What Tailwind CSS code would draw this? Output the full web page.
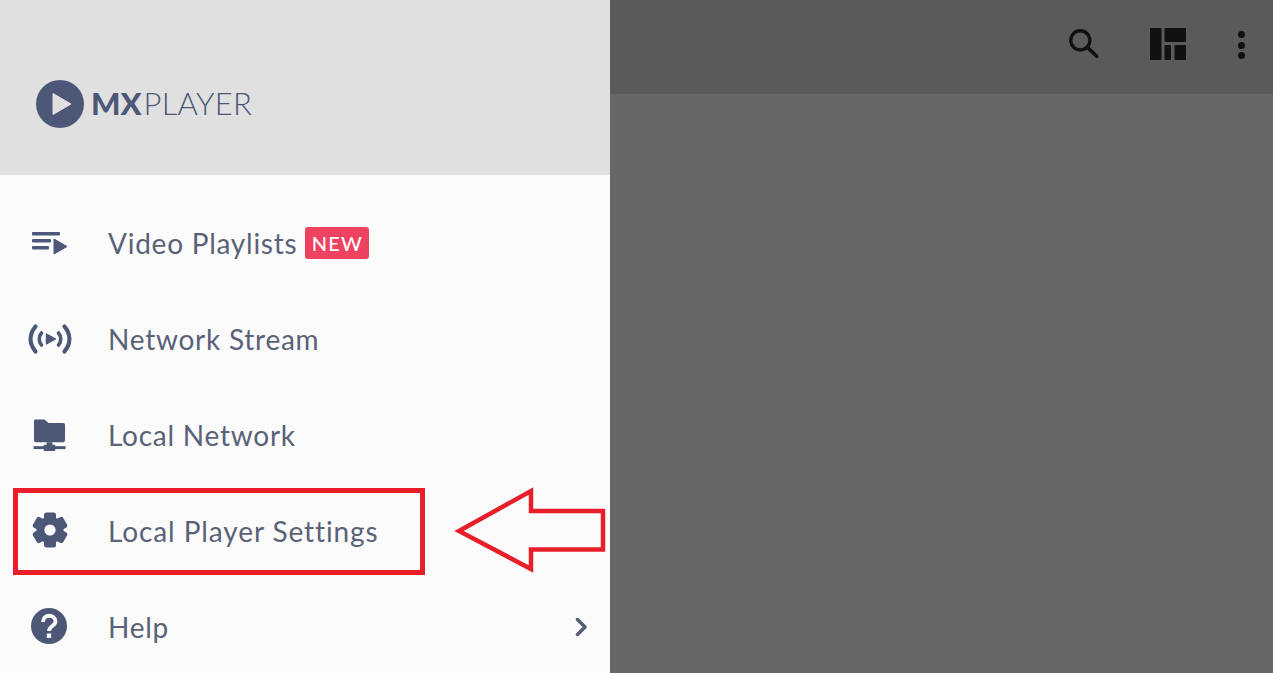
<!DOCTYPE html>
<html lang="en">
<head>
  <meta charset="UTF-8" />
  <meta name="viewport" content="width=device-width, initial-scale=1" />
  <title>MX Player menu</title>
  <script src="https://cdn.jsdelivr.net/npm/@tailwindcss/browser@4"></script>
</head>
<body class="bg-[#676767] font-['Lato','Open_Sans',sans-serif]">
<div class="relative flex h-[673px] w-[1273px] overflow-hidden">

  <!-- drawer -->
  <aside class="flex w-[610px] shrink-0 flex-col bg-[#fbfbfb]">
    <div class="flex h-[175px] shrink-0 items-center bg-[#e0e0e0] pl-[36px] pt-[33px]">
      <svg class="h-[48px] w-[48px]" viewBox="0 0 48 48">
        <circle cx="24" cy="24" r="24" fill="#4d5878"/>
        <path d="M17 13.5 L35 24 L17 34.5 Z" fill="#e0e0e0" stroke="#e0e0e0" stroke-width="1" stroke-linejoin="round"/>
      </svg>
      <span class="mb-[2px] ml-[7px] text-[31px] leading-none font-black text-[#4d5878]">MX</span>
      <span class="mb-[2px] ml-[2px] text-[31px] leading-none font-light tracking-[0.2px] text-[#4d5878]">PLAYER</span>
    </div>

    <nav class="flex flex-col pt-[20px] text-[28px] tracking-[0.75px] text-[#596277]">
      <a class="flex h-[96px] shrink-0 items-center">
        <span class="flex w-[108px] justify-center pr-[9px]">
          <svg class="h-[24px] w-[38px]" viewBox="0 0 38 24" fill="#4d5878">
            <rect x="1" y="1" width="28" height="3.6" rx="1"/>
            <rect x="1" y="8" width="19" height="3.6" rx="1"/>
            <rect x="1" y="15" width="17" height="3.6" rx="1"/>
            <path d="M23 8 L36 15.5 L23 23 Z" stroke="#4d5878" stroke-width="1" stroke-linejoin="round"/>
          </svg>
        </span>
        <span>Video Playlists</span>
        <span class="ml-[8px] flex h-[32px] w-[64px] items-center justify-center rounded-[3px] bg-[#ef4160] text-[20px] font-medium tracking-[1.3px] text-white">NEW</span>
      </a>

      <a class="flex h-[96px] shrink-0 items-center">
        <span class="flex w-[108px] justify-center pr-[9px]">
          <svg class="h-[32px] w-[44px]" viewBox="0 0 44 32" fill="none" stroke="#4d5878" stroke-linecap="round">
            <path d="M7.5 3.5 C1 11.5 1 20.5 7.5 28.5" stroke-width="4.2"/>
            <path d="M36.5 3.5 C43 11.5 43 20.5 36.5 28.5" stroke-width="4.2"/>
            <path d="M13.5 10 C10.5 13.5 10.5 18.5 13.5 22" stroke-width="3.6"/>
            <path d="M30.5 10 C33.5 13.5 33.5 18.5 30.5 22" stroke-width="3.6"/>
            <path d="M18.5 11 L27.5 16 L18.5 21 Z" fill="#4d5878" stroke-width="1.4" stroke-linejoin="round"/>
          </svg>
        </span>
        <span>Network Stream</span>
      </a>

      <a class="flex h-[96px] shrink-0 items-center">
        <span class="flex w-[108px] justify-center pr-[10px]">
          <svg class="h-[33px] w-[33px]" viewBox="0 0 34 34" fill="#4d5878">
            <path d="M2 0.5 H12 L16 4 H31 A2 2 0 0 1 33 6 V22 A2 2 0 0 1 31 24 H3 A2 2 0 0 1 1 22 V1.5 Z"/>
            <rect x="14" y="24" width="6" height="5"/>
            <rect x="0.5" y="28" width="33" height="3"/>
            <rect x="11" y="26.5" width="12" height="6.5" rx="1"/>
          </svg>
        </span>
        <span>Local Network</span>
      </a>

      <a class="flex h-[96px] shrink-0 items-center">
        <span class="flex w-[108px] justify-center pr-[9px]">
          <svg class="mb-[2px] h-[36px] w-[36px]" viewBox="0 0 36 36" fill="#4d5878">
            <circle cx="18" cy="18" r="13.5"/>
            <rect x="12" y="0.5" width="12" height="35" rx="2.5"/>
            <rect x="12" y="0.5" width="12" height="35" rx="2.5" transform="rotate(60 18 18)"/>
            <rect x="12" y="0.5" width="12" height="35" rx="2.5" transform="rotate(120 18 18)"/>
            <circle cx="18" cy="18" r="5.6" fill="#fbfbfb"/>
          </svg>
        </span>
        <span class="tracking-[0.9px]">Local Player Settings</span>
      </a>

      <a class="flex h-[96px] shrink-0 items-center">
        <span class="flex w-[108px] justify-center pr-[10px]">
          <svg class="mb-[2px] h-[36px] w-[36px]" viewBox="0 0 36 36">
            <circle cx="18" cy="18" r="18" fill="#4d5878"/>
            <path d="M12 14 C12 5.5 24.5 6 24.5 13.5 C24.5 18 18 18 18 23" fill="none" stroke="#fbfbfb" stroke-width="3.8"/>
            <rect x="15.8" y="25.5" width="4.4" height="4.4" fill="#fbfbfb"/>
          </svg>
        </span>
        <span>Help</span>
        <svg class="ml-auto mr-[23px] h-[20px] w-[12px]" viewBox="0 0 12 20" fill="none" stroke="#535c71" stroke-width="3.4" stroke-linecap="round" stroke-linejoin="round">
          <path d="M2.5 2.5 L10 10 L2.5 17.5"/>
        </svg>
      </a>
    </nav>
  </aside>

  <!-- dimmed content behind the drawer -->
  <main class="flex flex-1 flex-col">
    <header class="flex h-[94px] items-center bg-[#5a5a5a] pb-[4px]">
      <svg class="mb-[3px] ml-[458px] h-[31px] w-[31px]" viewBox="0 0 34 34" fill="none" stroke="#111" stroke-width="3.6">
        <circle cx="13.5" cy="13.5" r="10.5"/>
        <path d="M21 21 L31.5 31" stroke-linecap="round" stroke-width="4"/>
      </svg>
      <svg class="mb-[2px] ml-[51px] h-[32px] w-[36px]" viewBox="0 0 36 32" fill="#111">
        <rect x="0" y="0" width="11.5" height="32" rx="1"/>
        <rect x="14.5" y="0" width="21.5" height="14" rx="1"/>
        <rect x="14.5" y="17" width="6.5" height="15" rx="1"/>
        <rect x="24.5" y="17" width="11.5" height="15" rx="1"/>
      </svg>
      <div class="ml-[52px] flex flex-col gap-[3.5px]">
        <span class="h-[7px] w-[7px] rounded-full bg-[#111]"></span>
        <span class="h-[7px] w-[7px] rounded-full bg-[#111]"></span>
        <span class="h-[7px] w-[7px] rounded-full bg-[#111]"></span>
      </div>
    </header>
    <div class="flex-1 bg-[#676767]"></div>
  </main>

  <!-- annotation drawn over the screenshot -->
  <div class="absolute left-[13px] top-[488px] h-[87px] w-[412px] border-[5px] border-[#e81f2a]"></div>
  <svg class="absolute left-[450px] top-[484px] h-[92px] w-[160px]" viewBox="450 484 160 92" fill="none" stroke="#e81f2a" stroke-width="4.5" stroke-linejoin="miter">
    <path d="M459 531 L531 491 V511 H603 V549.5 H531 V569 Z"/>
  </svg>
</div>
</body>
</html>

^^^^^^^^

GIVEN TASK:
Return the material line for line, from its beginning to the line that contains "flex h-[673px] w-[1273px]", with the pictures left out.

OUTPUT FOR THIS EXERCISE:
What Tailwind CSS code would draw this? Output the full web page.
<!DOCTYPE html>
<html lang="en">
<head>
  <meta charset="UTF-8" />
  <meta name="viewport" content="width=device-width, initial-scale=1" />
  <title>MX Player menu</title>
  <script src="https://cdn.jsdelivr.net/npm/@tailwindcss/browser@4"></script>
</head>
<body class="bg-[#676767] font-['Lato','Open_Sans',sans-serif]">
<div class="relative flex h-[673px] w-[1273px] overflow-hidden">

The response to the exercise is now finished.